Sam: What do you say to a learner that says, “Why should I care about this stuff?”

 

Glenys: What would I say to them? Why shouldn’t you care? Usually people come from communities that they do care about … they care about the land. They care about the people. Then you find that when you say, “Oh, well, so in 10 years’ time when there’s no fresh water,” they start to think about it and they do start to make changes. Yeah, different communities see it quite differently, but people don’t say that to me, Sam, “Why should I care?” Even young people don’t say that anymore. I think young people have got a much bigger sense of social responsibility. I think that era is past, of leaving the tap running while you clean your teeth.

 

Sam: You’re not finding people saying, “Oh, but I’m a,” insert discipline here, “It doesn’t apply to me?”

 

Glenys: No, I’m not. I see some people not looking at it in its full depth, but when you show them places to find out about it, they always come back with really rich stuff and new stuff that you wouldn’t have thought about. I think that’s neat where they figure it out, but you’re just doing some prompts like, “What about this?” Yeah, I’ll have to think of a good throwaway definition though that’s …

 

Sam: What is the biggest success you’ve had in the last couple of years?

 

Glenys: My passion, transforming lives, I know that, but my passion is the second chance learners. I love the people that university or higher ed or polytech wasn’t for their family. It wasn’t for them and so, they left school at 15 and got a job. Then a lot of the athletes I work with that hit rugby or cricket at a young age and sport was their identity and sometimes English is a second or third language, I love those. I love helping them make a difference. I think that’s where if I had a choice, it’s where I’d stay. I’ll leave the masses for you, Sam, but I’ll do the review of learning and the things in your life.

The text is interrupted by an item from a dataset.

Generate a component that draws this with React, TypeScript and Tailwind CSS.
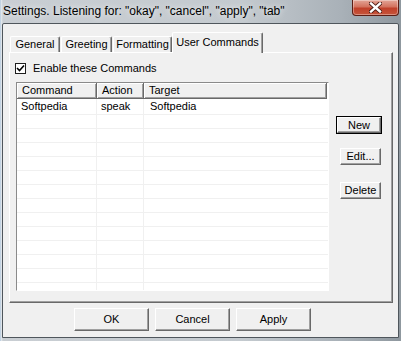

It’s helping people who didn’t think that this was for them, being the first in the family.

 

Sam: We’re writing a book of these interviews. We’re calling it Tomorrow’s Heroes. What is the super power that you’re bringing to the team? Not the one you wish for, the one you have.

 

Glenys: The super power?

 

Sam: Yeah.

 

Glenys: Maybe you have to tell me. I don’t know.

 

Sam: You see, the thing about these super powers is that they’re not magical. That’s the point. They are things that everybody could have.

 

Glenys: Super powers? I don’t know. A super power?

 

Sam: I’m going to put words in your mouth here. Is it a belief that you can make a difference for other people, with other people?

 

Glenys: I don’t have an ego that it’s about me. It’s never about me. My motivation is when you see their families at graduation and you see them cross the stage. For me, I don’t need to be important in that process. I need to make that clear, even though it’s cool when they go, “Thanks, Glenys. I really hated you.” It’s more that I’ve tuned them on to something they never thought was for them and tuning people onto learning is important to me, however that learning is. I’m not necessarily qualification focused, but for some people, they do want a qualification. Our oldest learner is 86. He wants to graduate with his great grandson. How awesome is that?

 

Sam: That’s pretty awesome.

 

Glenys: Yeah.

 

Sam: Do you consider yourself to be an activist?

 

Glenys: God, what is the definition of an activist?

 

Sam: You get to define it in your answer.

 

Glenys: Someone who sets out to make a difference, someone who sets out to change the world.

 

Sam: If we go for that, are you one of those?

 

Glenys: Yeah. Yeah. Come on, super powers and activist. I don’t use those words, Sam.

 

Sam: What motivates you? You said families at graduation, but that can’t get you out of bed every day.

 

Glenys: It does actually. Helping people does get me out of bed all day. Making a difference, watching that spark of interest and sometimes, it takes five or six months to see it, but I always like looking for the glue. I don’t care … You know how people tell you a story. I don’t always listen for the facts. I listen for the bits they don’t see.  I listen for the glue and then, I come back to it. People talk about that and I often don’t know how I know, but I find it, all the gold. That’s fun. I can dine out on that for hours if I’ve found that for someone.

 

Sam: Not trying to be an expert on their lives, but perhaps some sort of magic mirror.

 

Glenys: Yeah. Sometimes you are the expert for a while because you can see they’re struggling so you are guiding them and giving them more help and information for a while and it’s knowing when to let that go. It’s just not that whole traditional I’m the expert and you’ll listen to me for two hours while I talk at you.

 

Sam: We’ve got a minute to get to three questions. Biggest challenge you’re looking forward to in the next year?

 

Glenys: Actually, it’s crossing the stage with that red gown. It’s never been about the graduation, but somehow I think it will be.

 

Sam: If you could wave a magic wand and have a miracle occur tomorrow morning, what would you like to have happen?

 

Glenys: Personally or professionally?

 

Sam: You can pick.

 

Glenys: That everybody could afford to learn, to study, to get those qualifications, to make a difference, that education was free.

 

Sam: Lastly, do you have any advice for our listeners?

 

Glenys: If you are one of those people out there that have significant skills and knowledge from experience and would like to see if that matches something, I’d love to talk to you.

 

Sam: That sounds fantastic. Thank you very much.